Yes - one of the things that drew me to the project was how building this in
an event-sourcing style fits so well here. Doing it that way solves some of
the architecture problems reddit talked about in their blog. It seems obvious
to me that this is a good approach, but obviously not everyone shares that
view!

> What were the top things that you felt weren't captured by that premise--for
> instance, undocumented decisions that you had to discover on your own, or
> cases where you made tradeoffs that led to unexpected complexity? Were they
> maianly around bot-mitigation?

Thats a great question, but I didn't spend much time surprised.

The thing I was most concerned about was kafka, but integrating kafka turned
out to be was delightfully easy. I had to write some code to buffer recent
operations in my server for catchup - I wish kafka had an API for that, but
that wasn't hard to work around.

I think getting notifications working would have been a time sink but I
explicitly removed them from the spec so I wouldn't have to deal with them.

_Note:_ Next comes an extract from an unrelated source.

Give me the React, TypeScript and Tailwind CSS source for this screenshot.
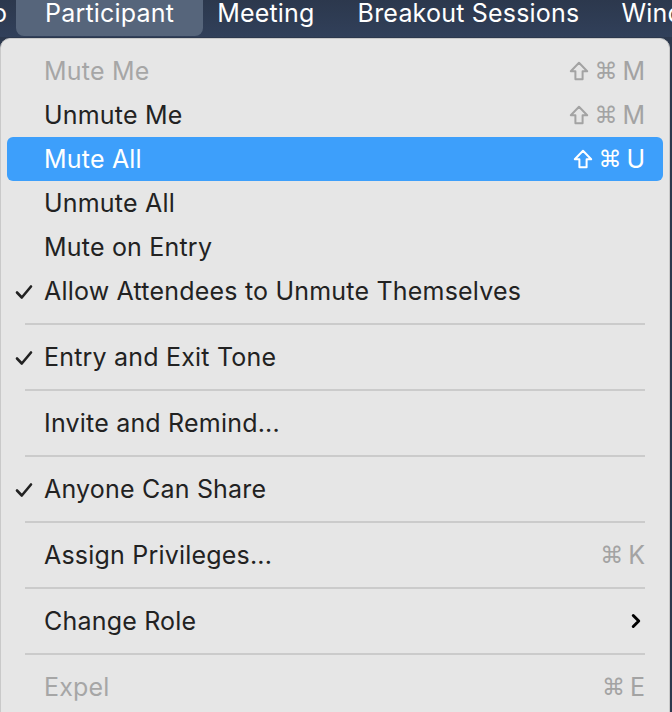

It took me way too long to get kafka actually running through systemd on my
linode. But I've spent enough time with apt-get that I wasn't _surprised_ ,
just disappointed.

I was surprised how quickly people started drawing smut, and how much time I
needed to spend early on cleaning things up or writing tools to remove large
bot-drawn genitals.

There are still a lot of decisions around rate limiting that I feel uneasy
about. I worry that reddit's 5 minute rule wouldn't work for a little website
like mine. I allow ~1 edit per second. Is that a good idea? I don't know. Its
an expensive experiment to try different values and see what happens because
there's a community involved. And I don't have reddit's huge user base. But
maybe I'm being unnecessarily risk averse by allowing so many edits. Forcing
slow editing is bolder - it requires a longer commitment to draw, but is
probably also much more satisfying to people who create content.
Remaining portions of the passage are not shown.